Memorandum by the Secretary of State of a Conversation with the Nicaraguan Minister (Chamorro), September 28, 1923
The Nicaraguan Minister said that he was about to return to Nicaragua; that he hoped he would be able to come back to the United States, but he was not perfectly sure what developments might take place, and in case his efforts to induce an agreement upon a candidate for the Presidency were unsuccessful.
The Minister said that he would like to have the Secretary’s suggestions about conditions in Nicaragua and any recommendations that he would care to make. The Secretary said that he was on the point of addressing a note to the Nicaraguan Government with respect to the desire of the Government of the United States to withdraw the Legation guard. The Secretary referred to the enactment of the electoral law drawn by an expert employed by the Nicaraguan Government for this purpose, and that this might be regarded as the first step to assure the people of Nicaragua complete freedom of the elections. The Secretary said that after the new Government had come into office in January 1925 it was expected that there would be no further reason to maintain a Legation guard at Managua and the American marines would accordingly be withdrawn at that time. The Secretary further said that the marines would be retained in Managua during the approaching electoral period only if the Nicaraguan Government considered that their presence would assist the constituted authorities in securing complete freedom in the elections.
The Secretary then referred to the importance of a thorough understanding of the electoral law, and that the machinery of the law should run as smoothly as possible he suggested that it might be well to ask Mr. Dodds, the author of the law, to go to Nicaragua in advance of the election, so that he might assist the authorities of Nicaragua in putting the law into effect. The Secretary said that it might be well to have assistants travel through Nicaragua to give the local authorities aid in the installation of the new system. The Secretary also referred to the importance of establishing an efficient constabulary to maintain order after the marines had withdrawn and the desire of the Government to assist in any proper way in the establishment of a constabulary. The Secretary said that it was not at all intended that the constabulary should be organized so as to supervise the elections, but, on the contrary, to be able to maintain order after the marines had been withdrawn.

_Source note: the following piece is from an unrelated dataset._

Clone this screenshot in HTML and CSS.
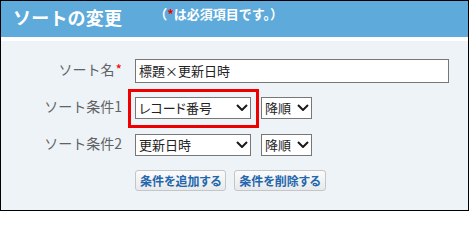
FILE: index.html
```html
<!DOCTYPE html>
<html lang="ja">
<head>
<meta charset="utf-8">
<title>ソートの変更</title>
<link rel="stylesheet" href="styles.css">
</head>
<body>
<div class="dialog">
  <div class="head">
    <h1 class="title">ソートの変更</h1>
    <span class="note">（<span class="req">*</span>は必須項目です。）</span>
  </div>
  <div class="body">
    <form class="form">
      <label class="lbl">ソート名<span class="req">*</span></label>
      <div class="ctl"><input class="text" type="text" value="標題×更新日時"></div>

      <label class="lbl">ソート条件1</label>
      <div class="ctl">
        <span class="sel highlighted">
          <select class="field wide"><option>レコード番号</option></select>
          <svg class="chev" width="12" height="7" viewBox="0 0 12 7"><polyline points="1,1 6,6 11,1" fill="none" stroke="#1a1a1a" stroke-width="2"/></svg>
          <span class="hl"></span>
        </span>
        <span class="sel">
          <select class="field narrow"><option>降順</option></select>
          <svg class="chev" width="12" height="7" viewBox="0 0 12 7"><polyline points="1,1 6,6 11,1" fill="none" stroke="#1a1a1a" stroke-width="2"/></svg>
        </span>
      </div>

      <label class="lbl">ソート条件2</label>
      <div class="ctl">
        <span class="sel">
          <select class="field wide"><option>更新日時</option></select>
          <svg class="chev" width="12" height="7" viewBox="0 0 12 7"><polyline points="1,1 6,6 11,1" fill="none" stroke="#1a1a1a" stroke-width="2"/></svg>
        </span>
        <span class="sel">
          <select class="field narrow"><option>降順</option></select>
          <svg class="chev" width="12" height="7" viewBox="0 0 12 7"><polyline points="1,1 6,6 11,1" fill="none" stroke="#1a1a1a" stroke-width="2"/></svg>
        </span>
      </div>

      <div class="ctl actions">
        <button type="button" class="btn">条件を追加する</button>
        <button type="button" class="btn">条件を削除する</button>
      </div>
    </form>
  </div>
</div>
</body>
</html>
```

FILE: styles.css
```css
* { box-sizing: border-box; }

html, body {
  margin: 0;
  padding: 0;
  background: #fff;
}

body {
  font-family: "Noto Sans CJK JP", "Noto Sans", sans-serif;
}

.dialog {
  width: 469px;
  height: 211px;
  border: 1px solid #000;
  display: flex;
  flex-direction: column;
  background: #eef3f7;
}

.head {
  height: 40px;
  flex: none;
  background: #5eaadb;
  border-bottom: 4px solid #fff;
  display: flex;
  align-items: flex-start;
  padding: 5px 0 0 12px;
  color: #fff;
}

.title {
  margin: 2px 0 0 0;
  font-size: 18px;
  line-height: 18px;
  font-weight: 700;
  letter-spacing: 0.2px;
}

.note {
  margin-left: 32px;
  font-size: 13px;
  line-height: 13px;
  font-weight: 700;
  margin-top: 1px;
}

.req {
  color: #ee0000;
}

.body {
  flex: 1;
  padding-top: 11px;
}

.form {
  display: grid;
  grid-template-columns: 121px 1fr;
  grid-auto-rows: 37px;
  column-gap: 13px;
  margin: 0;
}

.lbl {
  grid-column: 1;
  align-self: center;
  justify-self: end;
  font-size: 14px;
  line-height: 18px;
  color: #5f6366;
  margin-top: -3px;
  white-space: nowrap;
}

.lbl .req {
  font-size: 14px;
  margin-left: 1px;
}

.ctl {
  grid-column: 2;
  display: flex;
  align-items: center;
  gap: 10px;
}

.text {
  width: 314px;
  height: 24px;
  border: 1px solid #777;
  background: #fff;
  padding: 0 3px;
  margin: 0;
  font-family: "Noto Sans CJK JP", sans-serif;
  font-size: 13px;
  color: #222;
  border-radius: 0;
  outline: none;
}

.sel {
  position: relative;
  display: inline-flex;
}

.field {
  appearance: none;
  -webkit-appearance: none;
  height: 22px;
  border: 1px solid #777;
  border-radius: 0;
  background: #fff;
  margin: 0;
  padding: 0 0 0 3px;
  font-family: "Noto Sans CJK JP", sans-serif;
  font-size: 13px;
  line-height: 20px;
  color: #222;
  font-feature-settings: "palt";
}

.wide { width: 116px; }
.narrow { width: 51px; padding-left: 3px; }

.chev {
  position: absolute;
  right: 3px;
  top: 7px;
  pointer-events: none;
}

.hl {
  position: absolute;
  left: -7px;
  right: -8px;
  top: -8px;
  bottom: -9px;
  border: 3px solid #ee0000;
  pointer-events: none;
}

.actions {
  gap: 8px;
  margin-top: -2px;
}

.btn {
  height: 21px;
  padding: 0 4px;
  margin: 0;
  border: 1px solid #c3c6c9;
  border-radius: 3px;
  background: linear-gradient(#fbfbfb, #e8e9ea);
  font-family: "Noto Sans CJK JP", sans-serif;
  font-size: 12px;
  line-height: 19px;
  font-weight: 700;
  color: #2267ad;
  font-feature-settings: "palt";
  cursor: pointer;
}
```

The Minister said that he understood the desires of the Secretary, but that he was fearful that if commissioners of the United States [Page 607] were in Nicaragua in connection with the electoral law it would be regarded as an attempt to supervise the elections and would cost the Conservative Party many thousands of votes. He hoped that nothing would be done that would interfere with the elections. The Secretary said that that was farthest from his purpose; that it was his desire that there should be a fair and free election. The Secretary said that he did not see that a few assistants of Mr. Dodds giving instruction to local authorities would constitute an interference or would prejudice any party. The Minister still demurred and after some discussion of the subject, in which the Secretary reiterated his position, the Minister said that it might meet the case possibly if these assistants were to withdraw before the election. The Secretary said that all those matters could be considered in proper time as it was the desire of the United States to aid the Nicaraguan Government in having an election which would be so fair and free that the people would be contented with the result.